In fact, that was the basis of two Supreme Court decisions during the Vietnam War that expanded the basis for declaring conscientious objector status in the draft. That status was available to those who showed "by religious training and belief" that they were opposed to warfare. In Seeger v. US (1965) the Court found that any belief, even if unorthodox, fit the description if it occupied the same sort of central place in a person's life that traditional religions did. In Welsh v. US (1970), the Court made explicit what was implicit in Seeger, that even philosophical and moral beliefs that were expressly non-religious could still qualify for CO status if sincerely held. To do otherwise, the Court reasoned, would be to favor one sort of belief, one based on a "higher power," over another sort, which was not. That, the Court found, was an affront to the First Amendment.

So how is it that the phrase "under God" does not offer that same kind of affront? The issue here is not whether or not a student can be forced to say it (or say the pledge at all, for that matter); they can't. The question, it seems to me, is whether a "civic exercise" that expressly favors a belief in a singular deity over nonbelief can fail to be regarded as government endorsement of religion, and whether it "sounds like a prayer" or not - you'll pardon the expression - be damned.

What the Court will do is of course unknown. Antonin "I'm here for my friends" Scalia has recused himself because he earlier expressed the opinion in a speech that it's not a matter for the courts, raising the possibility of a 4-4 tie. That would leave the decision standing in the 9th Circuit but not affect other areas.
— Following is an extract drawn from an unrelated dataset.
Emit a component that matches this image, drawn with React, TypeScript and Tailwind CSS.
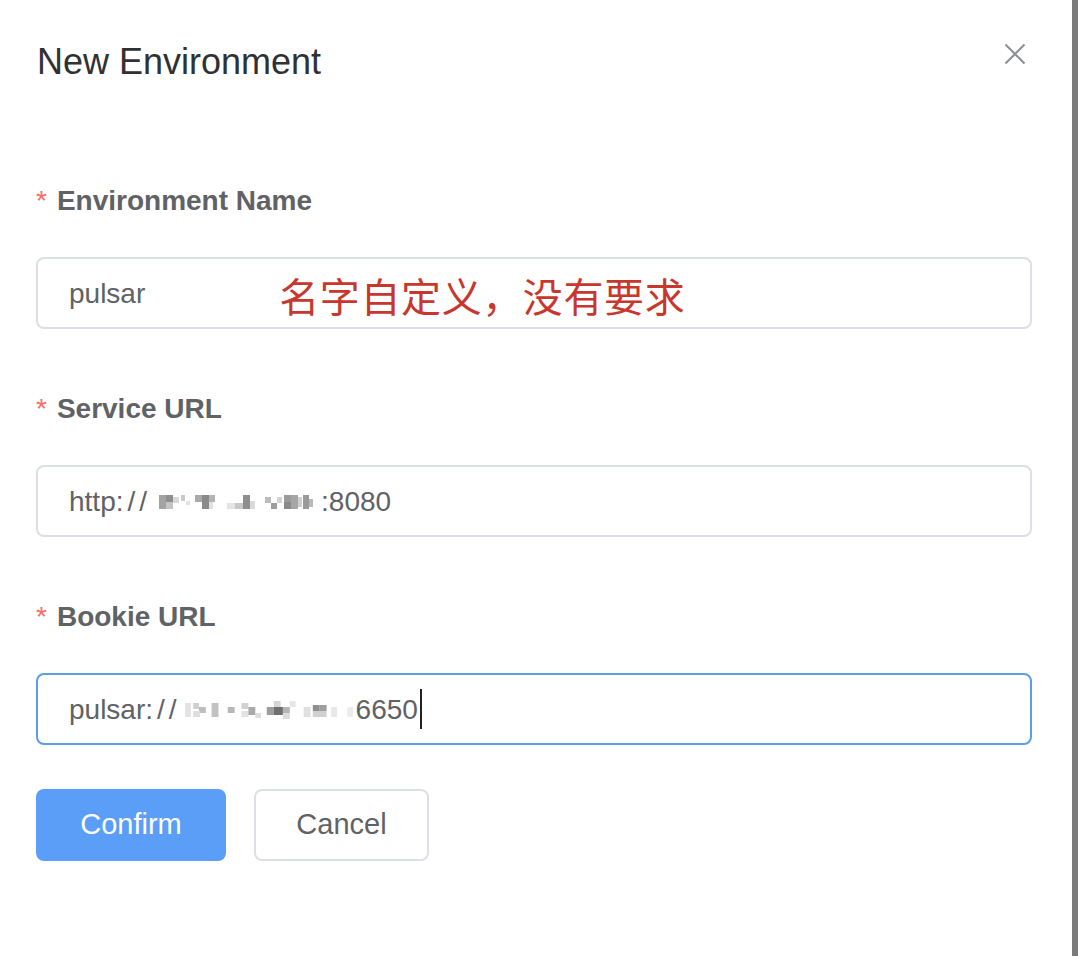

I really, really doubt that will happen, one because I don't imagine half of this crew agreeing to challenge the expression "under God" and two because if there is any chance of that, they have the easy out of a lack of legal standing on Newdow's part: He never actually adopted the girl so there is a serious and legitimate legal question of his right to sue on her behalf.

In the immediate case, what I think the Court will do is overturn the lower court decision, much to the relief of the right wing (and many liberals terrified of the notion of any other decision being used to brand them "anti-religion," no matter their actual thoughts on the case). What I think it should do is declare the phrase "under God" unconstitutional and order its removal.

And I'll say one other thing here: In one sense, despite this lengthy post, on a purely personal level it doesn't matter to me one way or the other, because I reject the pledge altogether. I do not pledge my allegiance to flags. And I do not pledge my allegiance to nation-states or the governments that run them. I pledge my allegiance to principles, to ideals, and to the people those principles and ideals are to serve. "I pledge allegiance to liberty and justice for all." Everything in between should be dumped.